Doing this, I get approximately 1.2 GB/s, which is comparable to what l_hrabcak gets; 3.6MiB/2.82ms = 1.28 GB/S approx. He uses PCIe 1.1, but should not the speed for that be about twice as much, i.e., around 3 GB/s? And I use PCIe 2.0 (Nvidia-settings says “x16 Gen2”) so I expected one more doubling, to about 6 GB/s. This is also what ‘bandwidthTest --memory=pinned’ indicates, it reports 6.35 GB/s for dev to host transfer.

Note 1: At this point I am not concerned with async vs. sync’ed transfers etc. I just want to achieve the best transfer speed first.

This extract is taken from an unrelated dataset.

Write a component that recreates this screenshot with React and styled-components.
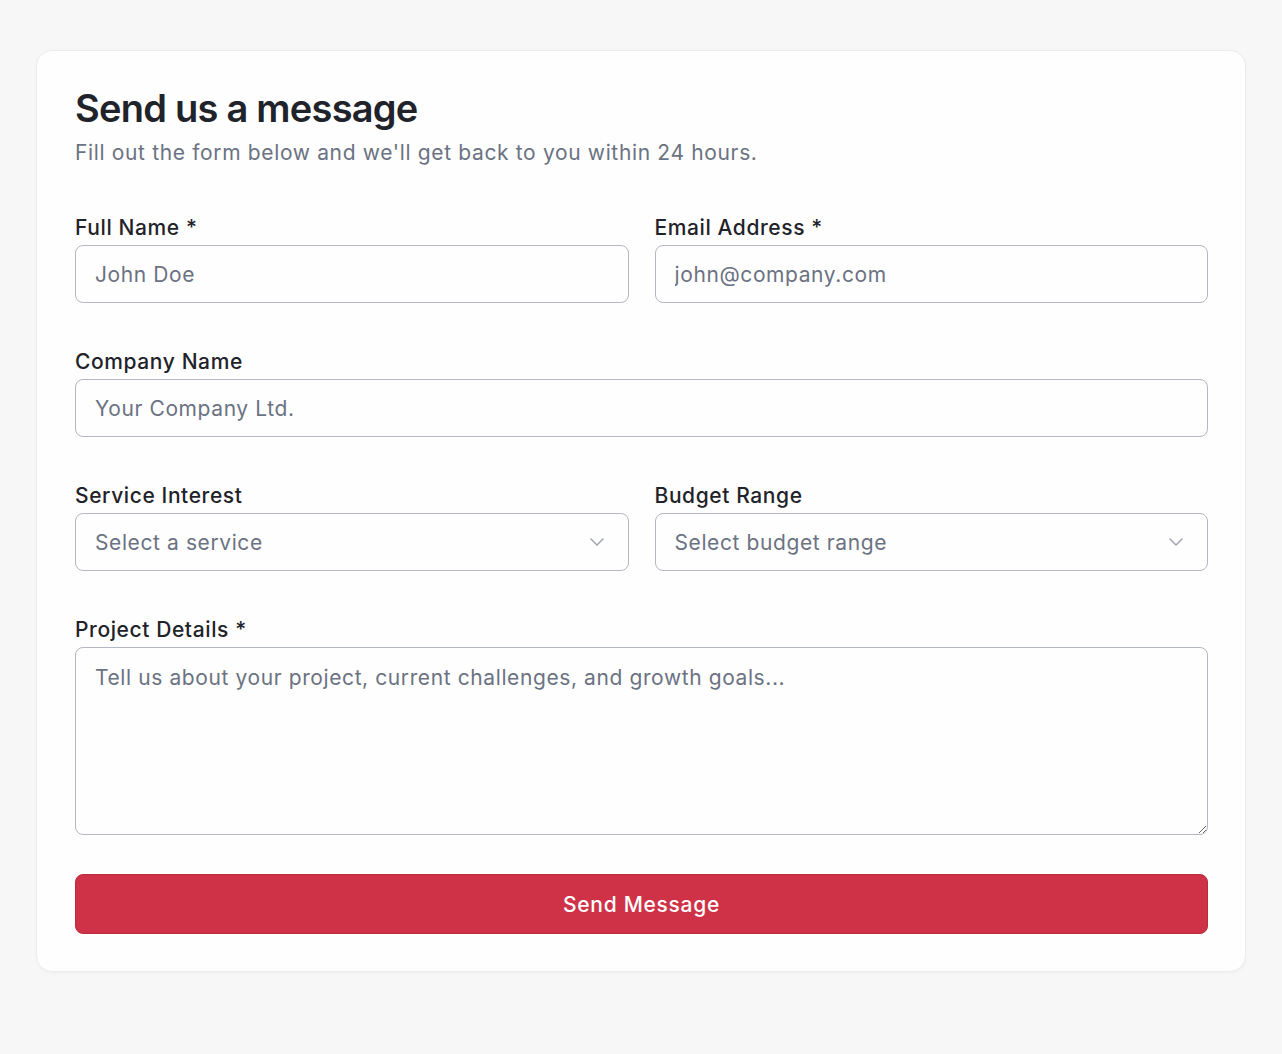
import React from "react";
import styled, { createGlobalStyle } from "styled-components";
import { ChevronDown } from "lucide-react";

const GlobalStyle = createGlobalStyle`
  * {
    box-sizing: border-box;
  }
  body {
    margin: 0;
    background: #f7f7f8;
    font-family: Inter, "Noto Sans", sans-serif;
    color: #1f2329;
  }
`;

const Page = styled.div`
  padding: 50px 36px 82px 36px;
`;

const Card = styled.div`
  background: #fefefe;
  border: 1px solid #ececef;
  border-radius: 16px;
  box-shadow: 0 1px 3px rgba(0, 0, 0, 0.04);
  padding: 37px 37px 37px 38px;
`;

const Title = styled.h1`
  margin: 0;
  font-size: 38px;
  line-height: 40px;
  font-weight: 600;
  letter-spacing: -0.75px;
  color: #20232a;
`;

const Subtitle = styled.p`
  margin: 11px 0 0 0;
  font-size: 21px;
  line-height: 28px;
  letter-spacing: 0.65px;
  color: #6b7282;
`;

const Form = styled.form`
  margin-top: 47px;
  display: flex;
  flex-direction: column;
  gap: 45px;
`;

const Row = styled.div`
  display: grid;
  grid-template-columns: ${(p) => (p.$cols === 2 ? "1fr 1fr" : "1fr")};
  column-gap: 26px;
`;

const Field = styled.div`
  display: flex;
  flex-direction: column;
`;

const Label = styled.label`
  font-size: 21px;
  line-height: 28px;
  font-weight: 500;
  letter-spacing: 0.6px;
  color: #1f2329;
  margin-bottom: 3px;
`;

const inputBase = `
  width: 100%;
  font-family: Inter, "Noto Sans", sans-serif;
  font-size: 21px;
  letter-spacing: 0.6px;
  color: #1f2329;
  background: #fefefe;
  border: 1px solid #b3b6c3;
  border-radius: 8px;
  padding: 0 19px;
  outline: none;
  &::placeholder {
    color: #6b7282;
  }
`;

const Input = styled.input`
  ${inputBase}
  height: 58px;
`;

const SelectWrap = styled.div`
  position: relative;
`;

const Select = styled.select`
  ${inputBase}
  height: 58px;
  appearance: none;
  color: #6b7282;
`;

const Chevron = styled(ChevronDown)`
  position: absolute;
  right: 20px;
  top: 50%;
  transform: translateY(-50%);
  color: #9a9eab;
  pointer-events: none;
`;

const TextArea = styled.textarea`
  ${inputBase}
  height: 188px;
  padding: 16px 19px;
  line-height: 28px;
  resize: vertical;
`;

const Button = styled.button`
  height: 60px;
  width: 100%;
  margin-top: -6px;
  border: 1px solid #b92b3f;
  border-radius: 8px;
  background: #cf3147;
  color: #ffffff;
  font-family: Inter, "Noto Sans", sans-serif;
  font-size: 21px;
  font-weight: 500;
  letter-spacing: 0.7px;
  cursor: pointer;
`;

function SelectField({ label, placeholder }) {
  return (
    <Field>
      <Label>{label}</Label>
      <SelectWrap>
        <Select defaultValue="">
          <option value="" disabled>
            {placeholder}
          </option>
        </Select>
        <Chevron size={24} strokeWidth={1.4} />
      </SelectWrap>
    </Field>
  );
}

export default function App() {
  return (
    <Page>
      <GlobalStyle />
      <Card>
        <Title>Send us a message</Title>
        <Subtitle>
          Fill out the form below and we'll get back to you within 24 hours.
        </Subtitle>
        <Form onSubmit={(e) => e.preventDefault()}>
          <Row $cols={2}>
            <Field>
              <Label>Full Name *</Label>
              <Input type="text" placeholder="John Doe" />
            </Field>
            <Field>
              <Label>Email Address *</Label>
              <Input type="email" placeholder="john@company.com" />
            </Field>
          </Row>
          <Row>
            <Field>
              <Label>Company Name</Label>
              <Input type="text" placeholder="Your Company Ltd." />
            </Field>
          </Row>
          <Row $cols={2}>
            <SelectField label="Service Interest" placeholder="Select a service" />
            <SelectField label="Budget Range" placeholder="Select budget range" />
          </Row>
          <Row>
            <Field>
              <Label>Project Details *</Label>
              <TextArea placeholder="Tell us about your project, current challenges, and growth goals..." />
            </Field>
          </Row>
          <Button type="submit">Send Message</Button>
        </Form>
      </Card>
    </Page>
  );
}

Note 2: If I use just one buffer, glReadPixels into PIXEL_PACK, and download with glMapBuffer(GL_PIXEL_PACK_BUFFER, GL_READ_ONLY), I actually get slightly better results, 1.5 GB/s. I don’t understand this, either. In the dual-buffer setup, the final glMapBuffer command takes 2.9 ms (1.24 GB/s) and for the single-buffer setup, the mapping takes approx. 2.2 ms (1.64 GB/s), all other operations (binding, unbinding etc. takes negligible time relative to this.)

Having tried this, and a lot of tweaks, I thus wanted to investigate the CUDA path…

J.

Dark_Photon · February 26, 2013, 5:37am

When I did this, my readback rate jumped from 0.8GB/sec to 3.0GB/sec (3.7X speed-up).

Theoretical max on PCIe2 x16 one direction is ~8GB/sec, but in practice you shouldn’t expect more than ~6.4GB/sec. And that’s for only timing a saturated transfer specifically – no overhead. Probably can’t expect to get that with other driver overhead and processing in the timing loop.

system · October 19, 2021, 5:38pm

This topic was automatically closed 183 days after the last reply. New replies are no longer allowed.